Würden die Urteile in der von der Friedrich-Ebert-Stiftung selbst formulierten Ergebniszusammenfassung tatsächlich stimmen, müsste man in der Tat in Sorge sein. Da wird gleich zu Beginn einer der Autoren der Studie, Andreas Zick, wie folgt zitiert: „Wenn menschenfeindliche Vorurteile, rechtspopulistische wie rechtsextreme oder neurechte Einstellungen, der Glaube an Verschwörungen, Misstrauen und illiberale Demokratieeinstellungen, verbreitet sind […], dann erleidet die Mitte der Gesellschaft Verluste und die Demokratie wird instabil.“ Hierzu aber hat das SPD-Mitglied Sigmar Gabriel überzeugend dargelegt, dass es unzulässig ist, wesentliche Ergebnisse der Studie mit „rechtsextrem“, „rechtspopulistisch“, „verschwörungstheoretisch“ oder gar „menschenfeindlich“ in Verbindung zu bringen. Und die folgenden Fragen stellen sich zu Recht: Soll mit derartigen Adjektiven und Etikettierungen eine sachliche Auseinandersetzung mit der Meinung der befragten Deutschen verhindert werden? Ist es nicht vielmehr so, dass die auch von der Studie festgestellten Ergebnisse, dass 86 Prozent der Befragten es für unerlässlich halten, dass Deutschland demokratisch regiert wird, und 93 Prozent der Ansicht sind, dass Würde und Gleichheit an erster Stelle stehen sollten, sehr wohl zu den Ergebnissen passen, die von der Studie als „rechtspopulistisch“, „illiberal“ oder „verschwörungstheoretisch“ diffamiert werden?

Die Tatsache, dass 54 Prozent der befragten Deutschen Vorbehalte gegenüber Asylbewerbern haben, beurteilt die Studie als „Menschenfeindlichkeit“. Sigmar Gabriel schreibt dazu: Zum „Vertrauensverlust gegenüber der Handlungsfähigkeit ‚der Politik‘ zählt für nicht wenige der Kontrollverlust in den Jahren massenhafter Zuwanderung von Flüchtlingen. […] Ist es wirklich so erstaunlich, dass es ein Gefühl der Unsicherheit hinsichtlich der Zuwanderer gibt? Warum fürchten wir uns eigentlich davor, offen zu sagen, dass ‚zu viele in zu kurzer Zeit‘ gekommen seien und deshalb die Integration in die deutsche Gesellschaft nicht ausreichend gelungen ist.“ Und weiter unten: „Es ist unfassbar dumm, wenn man jemanden in die Nähe von Ausländerfeinden rückt, nur weil er meint, dass Recht und Ordnung auch im Asylrecht gelten müssen und zu viele abgelehnte Asylbewerber im Land bleiben.“ Die Wochenzeitung Die Zeit hat wie viele andere deutsche Medien dem Tenor der Studie vollauf zugestimmt. Interessant ist das von der Zeitung ausgewählte Beleg-Bild: Ein AfD-Mitglied mit einem T-Shirt mit der Aufschrift: „Unser Land. Unsere Regeln“. Wieso gilt dies heute als verwerflich?

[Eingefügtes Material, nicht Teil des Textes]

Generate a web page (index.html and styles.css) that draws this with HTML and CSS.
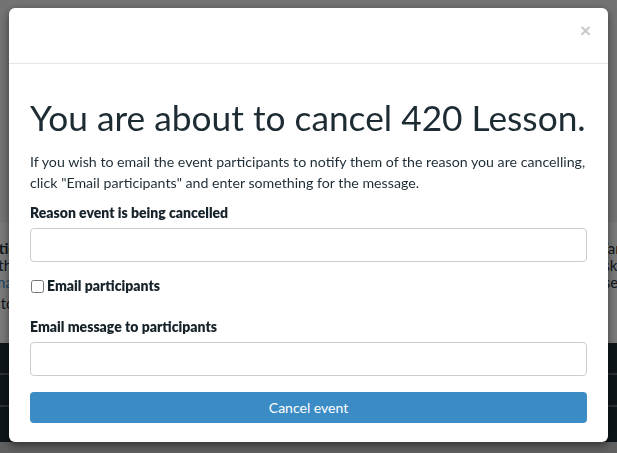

Wenn Politiker und Medien immer wieder wie gleichgeschaltet Stellung nehmen und Politik machen und sich sehr viele Bürger dadurch nicht mehr vertreten sehen, ist es dann so verwunderlich, dass viele der Befragten sagten, die „Regierung verschweigt der Bevölkerung die Wahrheit“ (mehr als 30 Prozent), „die regierenden Parteien betrügen das Volk“ (22 Prozent), es gäbe eine Meinungsdiktatur in Deutschland (55 Prozent), dass „nahezu ein Viertel der Befragten mutmaßt, Medien und Politik steckten unter einer Decke“ und 46 Prozent finden, es gäbe geheime Organisationen, die Einfluss auf politische Entscheidungen haben. Ist all das „rechtspopulistisch“, „illiberal“ und „verschwörungstheoretisch“?